__SHORT TASK__.
Retype all material exactly. Pictures stay out of the copy.

__GIVEN DATA__.
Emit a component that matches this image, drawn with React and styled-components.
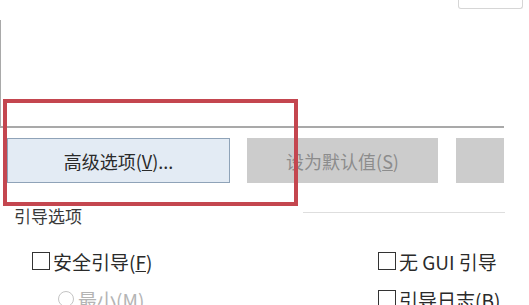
import React from "react";
import styled, { createGlobalStyle } from "styled-components";

const GlobalStyle = createGlobalStyle`
  html, body {
    margin: 0;
    padding: 0;
    background: #ffffff;
  }
  body {
    font-family: "Noto Sans CJK SC", "Noto Sans", sans-serif;
    color: #2a2a2a;
  }
`;

const Page = styled.div`
  position: relative;
  width: 529px;
  height: 305px;
  overflow: hidden;
  background: #ffffff;
`;

const TopBar = styled.div`
  display: flex;
  justify-content: flex-end;
  padding-right: 6px;
`;

const TabStub = styled.div`
  width: 63px;
  height: 8px;
  border: 1px solid #d6d6d6;
  border-top: none;
  border-radius: 0 0 3px 3px;
`;

const Panel = styled.div`
  margin-top: 11px;
  width: 503px;
  height: 106px;
  border-left: 1px solid #a9a9a9;
  border-bottom: 2px solid #a9a9a9;
`;

const ButtonRow = styled.div`
  display: flex;
  margin-top: 10px;
  padding-left: 7px;
`;

const Button = styled.div`
  box-sizing: border-box;
  display: flex;
  align-items: center;
  justify-content: center;
  width: ${(p) => p.$w}px;
  height: 45px;
  margin-left: ${(p) => p.$gap || 0}px;
  font-size: 18px;
  background: ${(p) => (p.$disabled ? "#cccccc" : "#e3ebf4")};
  border: 1px solid ${(p) => (p.$disabled ? "#cccccc" : "#8fa3b8")};
  color: ${(p) => (p.$disabled ? "#8c8c8c" : "#2a2a2a")};
`;

const Key = styled.span`
  text-decoration: underline;
`;

const GroupHeader = styled.div`
  display: flex;
  align-items: center;
  height: 20px;
  margin-top: 23px;
  padding-left: 14px;
  width: 491px;
`;

const GroupLabel = styled.span`
  font-size: 17px;
  line-height: 20px;
  color: #3a3a3a;
`;

const Rule = styled.div`
  margin-left: auto;
  width: 202px;
  height: 1px;
  margin-top: -8px;
  background: #dedede;
`;

const Options = styled.div`
  display: grid;
  grid-template-columns: 346px auto;
  row-gap: 14px;
  margin-top: 23px;
  padding-left: 32px;
`;

const Option = styled.div`
  display: flex;
  align-items: center;
  height: 24px;
  padding-left: ${(p) => p.$indent || 0}px;
  font-size: 19px;
  white-space: nowrap;
  color: ${(p) => (p.$disabled ? "#b4b4b4" : "#2a2a2a")};
`;

const Box = styled.span`
  box-sizing: border-box;
  flex: none;
  width: 18px;
  height: 18px;
  margin-right: 3px;
  border: 1.5px solid #333333;
  background: #ffffff;
`;

const Radio = styled.span`
  box-sizing: border-box;
  flex: none;
  width: 16px;
  height: 16px;
  margin-right: 4px;
  border: 1.5px solid #c4c4c4;
  border-radius: 50%;
`;

const Highlight = styled.div`
  position: absolute;
  left: 3px;
  top: 99px;
  width: 295px;
  height: 107px;
  box-sizing: border-box;
  border: 4px solid #c4464f;
  pointer-events: none;
`;

export default function App() {
  return (
    <>
      <GlobalStyle />
      <Page>
        <TopBar>
          <TabStub />
        </TopBar>
        <Panel />
        <ButtonRow>
          <Button $w={223}>
            高级选项(<Key>V</Key>)...
          </Button>
          <Button $w={191} $gap={17} $disabled>
            设为默认值(<Key>S</Key>)
          </Button>
          <Button $w={48} $gap={18} $disabled />
        </ButtonRow>
        <GroupHeader>
          <GroupLabel>引导选项</GroupLabel>
          <Rule />
        </GroupHeader>
        <Options>
          <Option>
            <Box />
            安全引导(<Key>F</Key>)
          </Option>
          <Option>
            <Box />
            无 GUI 引导
          </Option>
          <Option $indent={26} $disabled>
            <Radio />
            最小(<Key>M</Key>)
          </Option>
          <Option>
            <Box />
            引导日志(<Key>B</Key>)
          </Option>
        </Options>
        <Highlight />
      </Page>
    </>
  );
}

__EXERCISE SOLUTION__.
Emit a component that matches this image, drawn with React and styled-components.
import React from "react";
import styled, { createGlobalStyle } from "styled-components";

const GlobalStyle = createGlobalStyle`
  html, body {
    margin: 0;
    padding: 0;
    background: #ffffff;
  }
  body {
    font-family: "Noto Sans CJK SC", "Noto Sans", sans-serif;
    color: #2a2a2a;
  }
`;

const Page = styled.div`
  position: relative;
  width: 529px;
  height: 305px;
  overflow: hidden;
  background: #ffffff;
`;

const TopBar = styled.div`
  display: flex;
  justify-content: flex-end;
  padding-right: 6px;
`;

const TabStub = styled.div`
  width: 63px;
  height: 8px;
  border: 1px solid #d6d6d6;
  border-top: none;
  border-radius: 0 0 3px 3px;
`;

const Panel = styled.div`
  margin-top: 11px;
  width: 503px;
  height: 106px;
  border-left: 1px solid #a9a9a9;
  border-bottom: 2px solid #a9a9a9;
`;

const ButtonRow = styled.div`
  display: flex;
  margin-top: 10px;
  padding-left: 7px;
`;

const Button = styled.div`
  box-sizing: border-box;
  display: flex;
  align-items: center;
  justify-content: center;
  width: ${(p) => p.$w}px;
  height: 45px;
  margin-left: ${(p) => p.$gap || 0}px;
  font-size: 18px;
  background: ${(p) => (p.$disabled ? "#cccccc" : "#e3ebf4")};
  border: 1px solid ${(p) => (p.$disabled ? "#cccccc" : "#8fa3b8")};
  color: ${(p) => (p.$disabled ? "#8c8c8c" : "#2a2a2a")};
`;

const Key = styled.span`
  text-decoration: underline;
`;

const GroupHeader = styled.div`
  display: flex;
  align-items: center;
  height: 20px;
  margin-top: 23px;
  padding-left: 14px;
  width: 491px;
`;

const GroupLabel = styled.span`
  font-size: 17px;
  line-height: 20px;
  color: #3a3a3a;
`;

const Rule = styled.div`
  margin-left: auto;
  width: 202px;
  height: 1px;
  margin-top: -8px;
  background: #dedede;
`;

const Options = styled.div`
  display: grid;
  grid-template-columns: 346px auto;
  row-gap: 14px;
  margin-top: 23px;
  padding-left: 32px;
`;

const Option = styled.div`
  display: flex;
  align-items: center;
  height: 24px;
  padding-left: ${(p) => p.$indent || 0}px;
  font-size: 19px;
  white-space: nowrap;
  color: ${(p) => (p.$disabled ? "#b4b4b4" : "#2a2a2a")};
`;

const Box = styled.span`
  box-sizing: border-box;
  flex: none;
  width: 18px;
  height: 18px;
  margin-right: 3px;
  border: 1.5px solid #333333;
  background: #ffffff;
`;

const Radio = styled.span`
  box-sizing: border-box;
  flex: none;
  width: 16px;
  height: 16px;
  margin-right: 4px;
  border: 1.5px solid #c4c4c4;
  border-radius: 50%;
`;

const Highlight = styled.div`
  position: absolute;
  left: 3px;
  top: 99px;
  width: 295px;
  height: 107px;
  box-sizing: border-box;
  border: 4px solid #c4464f;
  pointer-events: none;
`;

export default function App() {
  return (
    <>
      <GlobalStyle />
      <Page>
        <TopBar>
          <TabStub />
        </TopBar>
        <Panel />
        <ButtonRow>
          <Button $w={223}>
            高级选项(<Key>V</Key>)...
          </Button>
          <Button $w={191} $gap={17} $disabled>
            设为默认值(<Key>S</Key>)
          </Button>
          <Button $w={48} $gap={18} $disabled />
        </ButtonRow>
        <GroupHeader>
          <GroupLabel>引导选项</GroupLabel>
          <Rule />
        </GroupHeader>
        <Options>
          <Option>
            <Box />
            安全引导(<Key>F</Key>)
          </Option>
          <Option>
            <Box />
            无 GUI 引导
          </Option>
          <Option $indent={26} $disabled>
            <Radio />
            最小(<Key>M</Key>)
          </Option>
          <Option>
            <Box />
            引导日志(<Key>B</Key>)
          </Option>
        </Options>
        <Highlight />
      </Page>
    </>
  );
}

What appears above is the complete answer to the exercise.